In light of pressure from the pandemic and exposure to the possible repercussions of the Ukrainian crisis, some experts are calling for alternative supply chains in order to spare the economy the risks of inflation and high interest rates. Jordan News spoke with a number of economic experts to find out how the Jordanian economy can benefit from the flexibility of supply chains.

 Economist Wajdi Makhamreh said that supply chains which are flexible in terms of cost and ease have a positive effect on the Jordanian economy, both in terms of the flow of imports and in terms of lowering production costs.

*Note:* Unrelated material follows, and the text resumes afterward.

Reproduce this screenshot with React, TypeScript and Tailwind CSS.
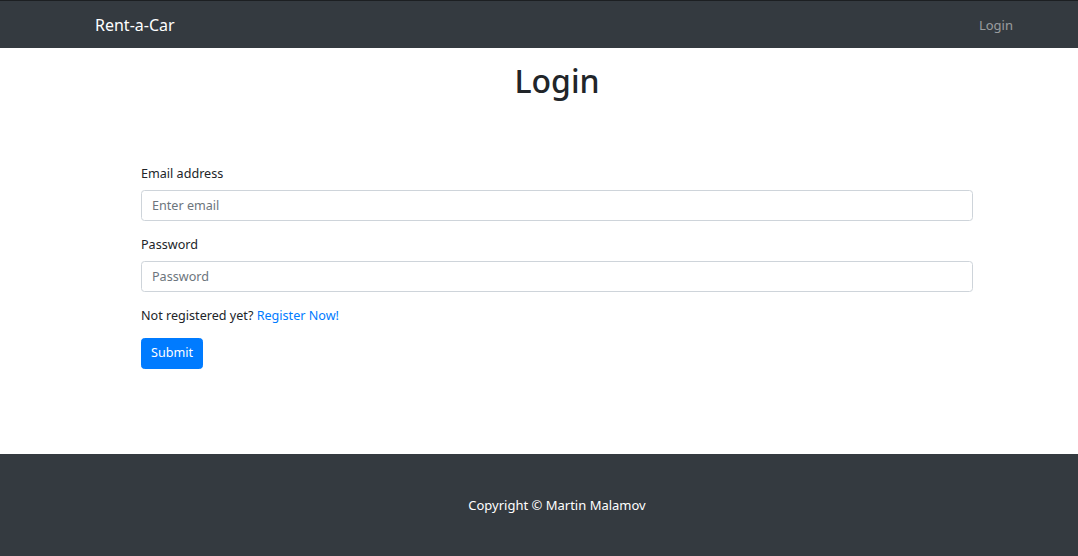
import React from "react";

export default function App() {
  return (
    <div className="min-h-[556px] flex flex-col font-['Noto_Sans',sans-serif] text-[#212529]">
      <nav className="h-[48px] bg-[#343a40] border-t border-[#1c1f22] flex items-center justify-between pl-[95px] pr-[65px]">
        <span className="text-[16px] text-white leading-none">Rent-a-Car</span>
        <span className="text-[13px] text-white/50 leading-none mt-[1px]">Login</span>
      </nav>
      <main className="flex-1 bg-white">
        <div className="ml-[141px] w-[832px]">
          <h1 className="mt-[12px] text-center text-[32px] font-medium leading-[42px] text-[#212529]">Login</h1>
          <form className="mt-[61px]" onSubmit={(e) => e.preventDefault()}>
            <div className="mb-[13px]">
              <label className="block text-[12.6px] leading-[21px] mb-[6px]">Email address</label>
              <input
                type="email"
                placeholder="Enter email"
                className="block w-full h-[31px] px-[10px] text-[12.6px] border border-[#ced4da] rounded-[3.5px] placeholder:text-[#6c757d] outline-none"
              />
            </div>
            <div className="mb-[13px]">
              <label className="block text-[12.6px] leading-[21px] mb-[6px]">Password</label>
              <input
                type="password"
                placeholder="Password"
                className="block w-full h-[31px] px-[10px] text-[12.6px] border border-[#ced4da] rounded-[3.5px] placeholder:text-[#6c757d] outline-none"
              />
            </div>
            <p className="text-[12.6px] leading-[21px] mb-[12px]">
              Not registered yet? <a href="#" className="text-[#007bff]">Register Now!</a>
            </p>
            <button
              type="submit"
              className="h-[31px] px-[9px] bg-[#007bff] text-white text-[12.6px] rounded-[3.5px] border border-[#007bff]"
            >
              Submit
            </button>
          </form>
        </div>
      </main>
      <footer className="h-[102px] bg-[#343a40] flex items-center pb-[3px]">
        <div className="ml-[141px] w-[832px] text-center">
          <span className="text-white text-[13px]">Copyright © Martin Malamov</span>
        </div>
      </footer>
    </div>
  );
}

Economic expert Hossam Ayesh explained that after the end of pandemic closures, supply chains could not meet increasing global demand either due to overcrowding or inflexibility, which caused a rise in the price of oil and many foodstuffs and resulted in massive global inflation and a decrease in living standards.

Ayesh added that the conflict in Ukraine requires Jordan to change its economic model in order to reduce its demand for imports from distant countries and regions exposed to crisis. He concluded that what is happening globally is a lesson for Jordan and an opportunity to improve levels of food and economic security by reducing the need for long and unreliable supply chains.

 On the other hand, economist Mazen Marji believes that the impacts of the Ukraine crisis are limited. Marji argued that Ukraine does not represent a large volume of Jordan’s imports or production inputs, and that there is enough flexibility in global supply chains to mitigate any negative effects on the national economy. Additionally, imports from Europe to Jordan are less than 2 billion euros per year, and exports from Jordan to Europe are less than 300 million euros per year.

Finally, Marji does not expect sanctions on Russia to affect European production inputs in the near future, minimizing any impact the crisis might have on those limited imports. However, the crisis will affect global oil prices, which will in turn affect Jordan, despite most Jordanian oil imports coming from countries where there are no current disruptions, Marji explained.

Marji said that the most important impact of the crisis on Jordan’s economy may be its effect on Jordanians working in Ukraine or Jordanian investors with projects in that country.